What the task asks: Without the pictures, repeat the listing character for character.

Collected material:

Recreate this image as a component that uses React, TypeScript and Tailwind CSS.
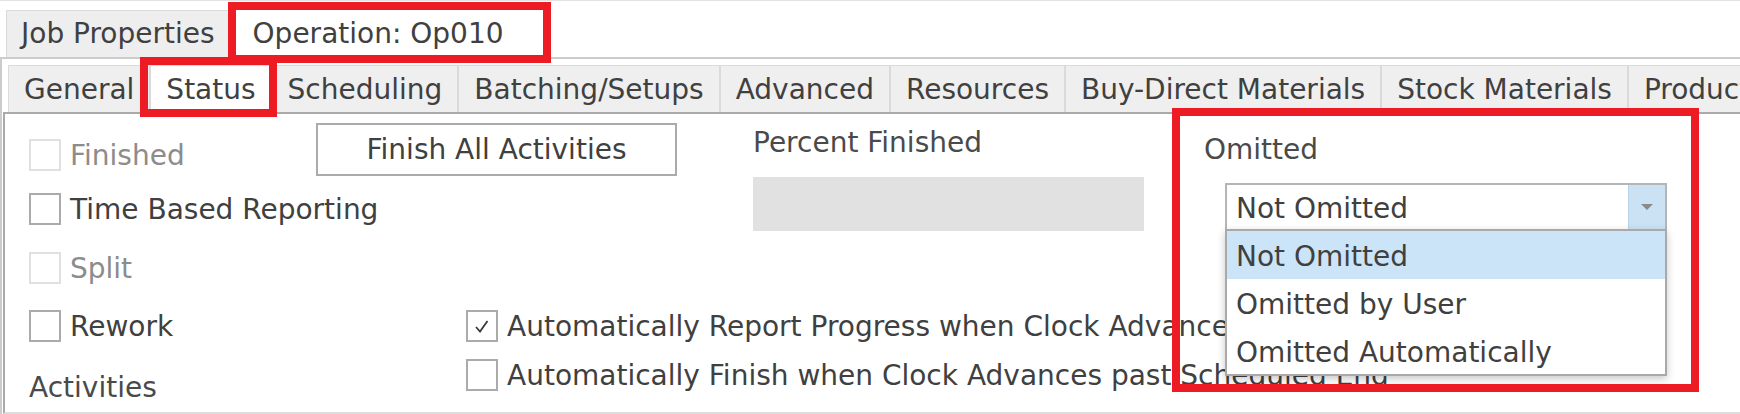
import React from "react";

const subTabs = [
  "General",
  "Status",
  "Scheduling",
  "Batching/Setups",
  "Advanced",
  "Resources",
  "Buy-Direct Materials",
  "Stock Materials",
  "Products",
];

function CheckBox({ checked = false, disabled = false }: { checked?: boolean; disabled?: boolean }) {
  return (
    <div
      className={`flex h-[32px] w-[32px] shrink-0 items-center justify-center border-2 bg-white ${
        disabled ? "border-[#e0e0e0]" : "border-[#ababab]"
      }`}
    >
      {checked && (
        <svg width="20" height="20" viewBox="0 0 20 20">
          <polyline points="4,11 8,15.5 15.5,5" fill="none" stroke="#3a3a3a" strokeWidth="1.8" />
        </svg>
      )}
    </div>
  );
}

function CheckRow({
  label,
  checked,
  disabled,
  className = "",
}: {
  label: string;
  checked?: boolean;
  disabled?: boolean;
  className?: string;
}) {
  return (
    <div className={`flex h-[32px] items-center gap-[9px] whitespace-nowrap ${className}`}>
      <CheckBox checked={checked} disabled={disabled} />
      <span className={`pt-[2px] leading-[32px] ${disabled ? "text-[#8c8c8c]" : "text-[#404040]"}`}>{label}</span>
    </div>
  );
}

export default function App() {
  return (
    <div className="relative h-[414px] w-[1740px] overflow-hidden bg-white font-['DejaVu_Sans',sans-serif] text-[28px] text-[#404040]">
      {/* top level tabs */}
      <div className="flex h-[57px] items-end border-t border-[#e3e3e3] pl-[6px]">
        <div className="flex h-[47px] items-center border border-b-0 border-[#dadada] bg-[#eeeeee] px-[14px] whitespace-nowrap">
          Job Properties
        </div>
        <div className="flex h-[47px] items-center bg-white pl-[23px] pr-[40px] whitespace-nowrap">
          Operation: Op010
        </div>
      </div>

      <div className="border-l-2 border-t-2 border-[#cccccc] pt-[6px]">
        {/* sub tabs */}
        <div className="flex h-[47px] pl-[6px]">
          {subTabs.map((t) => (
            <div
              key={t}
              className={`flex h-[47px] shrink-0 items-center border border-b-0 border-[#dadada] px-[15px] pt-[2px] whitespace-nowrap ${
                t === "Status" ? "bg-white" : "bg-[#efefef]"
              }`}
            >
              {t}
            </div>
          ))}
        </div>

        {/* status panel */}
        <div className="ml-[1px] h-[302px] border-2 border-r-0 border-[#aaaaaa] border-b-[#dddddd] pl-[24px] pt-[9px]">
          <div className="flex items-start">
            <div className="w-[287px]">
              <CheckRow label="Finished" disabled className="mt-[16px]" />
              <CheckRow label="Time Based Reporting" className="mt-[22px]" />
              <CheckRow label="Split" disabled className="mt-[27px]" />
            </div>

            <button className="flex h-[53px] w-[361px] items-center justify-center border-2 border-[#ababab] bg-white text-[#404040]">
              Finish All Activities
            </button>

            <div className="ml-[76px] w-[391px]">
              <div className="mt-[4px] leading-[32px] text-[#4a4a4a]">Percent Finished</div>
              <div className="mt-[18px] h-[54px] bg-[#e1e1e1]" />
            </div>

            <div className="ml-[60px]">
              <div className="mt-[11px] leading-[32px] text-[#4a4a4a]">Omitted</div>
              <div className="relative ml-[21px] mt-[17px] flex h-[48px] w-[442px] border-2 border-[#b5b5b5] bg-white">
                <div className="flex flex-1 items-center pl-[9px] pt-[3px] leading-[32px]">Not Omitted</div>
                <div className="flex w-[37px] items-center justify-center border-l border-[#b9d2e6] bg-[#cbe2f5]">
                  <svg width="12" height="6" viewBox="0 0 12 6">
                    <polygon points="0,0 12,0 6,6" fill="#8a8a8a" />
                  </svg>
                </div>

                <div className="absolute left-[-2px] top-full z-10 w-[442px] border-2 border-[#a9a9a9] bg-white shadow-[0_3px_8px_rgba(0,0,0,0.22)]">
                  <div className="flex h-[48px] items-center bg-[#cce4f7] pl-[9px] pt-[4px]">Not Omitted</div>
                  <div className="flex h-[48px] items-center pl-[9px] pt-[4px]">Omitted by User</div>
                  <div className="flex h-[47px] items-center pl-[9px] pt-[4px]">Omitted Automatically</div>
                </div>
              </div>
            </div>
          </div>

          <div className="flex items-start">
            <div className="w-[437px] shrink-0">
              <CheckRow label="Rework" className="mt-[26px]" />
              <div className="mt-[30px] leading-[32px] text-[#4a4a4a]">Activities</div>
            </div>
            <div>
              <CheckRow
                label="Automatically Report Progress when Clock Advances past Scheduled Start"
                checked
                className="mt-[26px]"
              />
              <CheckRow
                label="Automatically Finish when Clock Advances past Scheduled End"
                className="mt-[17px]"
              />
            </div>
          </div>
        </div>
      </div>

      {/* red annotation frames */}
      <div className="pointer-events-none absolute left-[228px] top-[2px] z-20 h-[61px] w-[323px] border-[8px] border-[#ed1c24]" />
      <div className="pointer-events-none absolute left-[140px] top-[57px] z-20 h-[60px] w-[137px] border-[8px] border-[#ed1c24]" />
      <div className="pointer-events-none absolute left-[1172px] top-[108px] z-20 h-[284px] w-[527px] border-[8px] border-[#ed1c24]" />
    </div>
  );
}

Result:
Recreate this image as a component that uses React, TypeScript and Tailwind CSS.
import React from "react";

const subTabs = [
  "General",
  "Status",
  "Scheduling",
  "Batching/Setups",
  "Advanced",
  "Resources",
  "Buy-Direct Materials",
  "Stock Materials",
  "Products",
];

function CheckBox({ checked = false, disabled = false }: { checked?: boolean; disabled?: boolean }) {
  return (
    <div
      className={`flex h-[32px] w-[32px] shrink-0 items-center justify-center border-2 bg-white ${
        disabled ? "border-[#e0e0e0]" : "border-[#ababab]"
      }`}
    >
      {checked && (
        <svg width="20" height="20" viewBox="0 0 20 20">
          <polyline points="4,11 8,15.5 15.5,5" fill="none" stroke="#3a3a3a" strokeWidth="1.8" />
        </svg>
      )}
    </div>
  );
}

function CheckRow({
  label,
  checked,
  disabled,
  className = "",
}: {
  label: string;
  checked?: boolean;
  disabled?: boolean;
  className?: string;
}) {
  return (
    <div className={`flex h-[32px] items-center gap-[9px] whitespace-nowrap ${className}`}>
      <CheckBox checked={checked} disabled={disabled} />
      <span className={`pt-[2px] leading-[32px] ${disabled ? "text-[#8c8c8c]" : "text-[#404040]"}`}>{label}</span>
    </div>
  );
}

export default function App() {
  return (
    <div className="relative h-[414px] w-[1740px] overflow-hidden bg-white font-['DejaVu_Sans',sans-serif] text-[28px] text-[#404040]">
      {/* top level tabs */}
      <div className="flex h-[57px] items-end border-t border-[#e3e3e3] pl-[6px]">
        <div className="flex h-[47px] items-center border border-b-0 border-[#dadada] bg-[#eeeeee] px-[14px] whitespace-nowrap">
          Job Properties
        </div>
        <div className="flex h-[47px] items-center bg-white pl-[23px] pr-[40px] whitespace-nowrap">
          Operation: Op010
        </div>
      </div>

      <div className="border-l-2 border-t-2 border-[#cccccc] pt-[6px]">
        {/* sub tabs */}
        <div className="flex h-[47px] pl-[6px]">
          {subTabs.map((t) => (
            <div
              key={t}
              className={`flex h-[47px] shrink-0 items-center border border-b-0 border-[#dadada] px-[15px] pt-[2px] whitespace-nowrap ${
                t === "Status" ? "bg-white" : "bg-[#efefef]"
              }`}
            >
              {t}
            </div>
          ))}
        </div>

        {/* status panel */}
        <div className="ml-[1px] h-[302px] border-2 border-r-0 border-[#aaaaaa] border-b-[#dddddd] pl-[24px] pt-[9px]">
          <div className="flex items-start">
            <div className="w-[287px]">
              <CheckRow label="Finished" disabled className="mt-[16px]" />
              <CheckRow label="Time Based Reporting" className="mt-[22px]" />
              <CheckRow label="Split" disabled className="mt-[27px]" />
            </div>

            <button className="flex h-[53px] w-[361px] items-center justify-center border-2 border-[#ababab] bg-white text-[#404040]">
              Finish All Activities
            </button>

            <div className="ml-[76px] w-[391px]">
              <div className="mt-[4px] leading-[32px] text-[#4a4a4a]">Percent Finished</div>
              <div className="mt-[18px] h-[54px] bg-[#e1e1e1]" />
            </div>

            <div className="ml-[60px]">
              <div className="mt-[11px] leading-[32px] text-[#4a4a4a]">Omitted</div>
              <div className="relative ml-[21px] mt-[17px] flex h-[48px] w-[442px] border-2 border-[#b5b5b5] bg-white">
                <div className="flex flex-1 items-center pl-[9px] pt-[3px] leading-[32px]">Not Omitted</div>
                <div className="flex w-[37px] items-center justify-center border-l border-[#b9d2e6] bg-[#cbe2f5]">
                  <svg width="12" height="6" viewBox="0 0 12 6">
                    <polygon points="0,0 12,0 6,6" fill="#8a8a8a" />
                  </svg>
                </div>

                <div className="absolute left-[-2px] top-full z-10 w-[442px] border-2 border-[#a9a9a9] bg-white shadow-[0_3px_8px_rgba(0,0,0,0.22)]">
                  <div className="flex h-[48px] items-center bg-[#cce4f7] pl-[9px] pt-[4px]">Not Omitted</div>
                  <div className="flex h-[48px] items-center pl-[9px] pt-[4px]">Omitted by User</div>
                  <div className="flex h-[47px] items-center pl-[9px] pt-[4px]">Omitted Automatically</div>
                </div>
              </div>
            </div>
          </div>

          <div className="flex items-start">
            <div className="w-[437px] shrink-0">
              <CheckRow label="Rework" className="mt-[26px]" />
              <div className="mt-[30px] leading-[32px] text-[#4a4a4a]">Activities</div>
            </div>
            <div>
              <CheckRow
                label="Automatically Report Progress when Clock Advances past Scheduled Start"
                checked
                className="mt-[26px]"
              />
              <CheckRow
                label="Automatically Finish when Clock Advances past Scheduled End"
                className="mt-[17px]"
              />
            </div>
          </div>
        </div>
      </div>

      {/* red annotation frames */}
      <div className="pointer-events-none absolute left-[228px] top-[2px] z-20 h-[61px] w-[323px] border-[8px] border-[#ed1c24]" />
      <div className="pointer-events-none absolute left-[140px] top-[57px] z-20 h-[60px] w-[137px] border-[8px] border-[#ed1c24]" />
      <div className="pointer-events-none absolute left-[1172px] top-[108px] z-20 h-[284px] w-[527px] border-[8px] border-[#ed1c24]" />
    </div>
  );
}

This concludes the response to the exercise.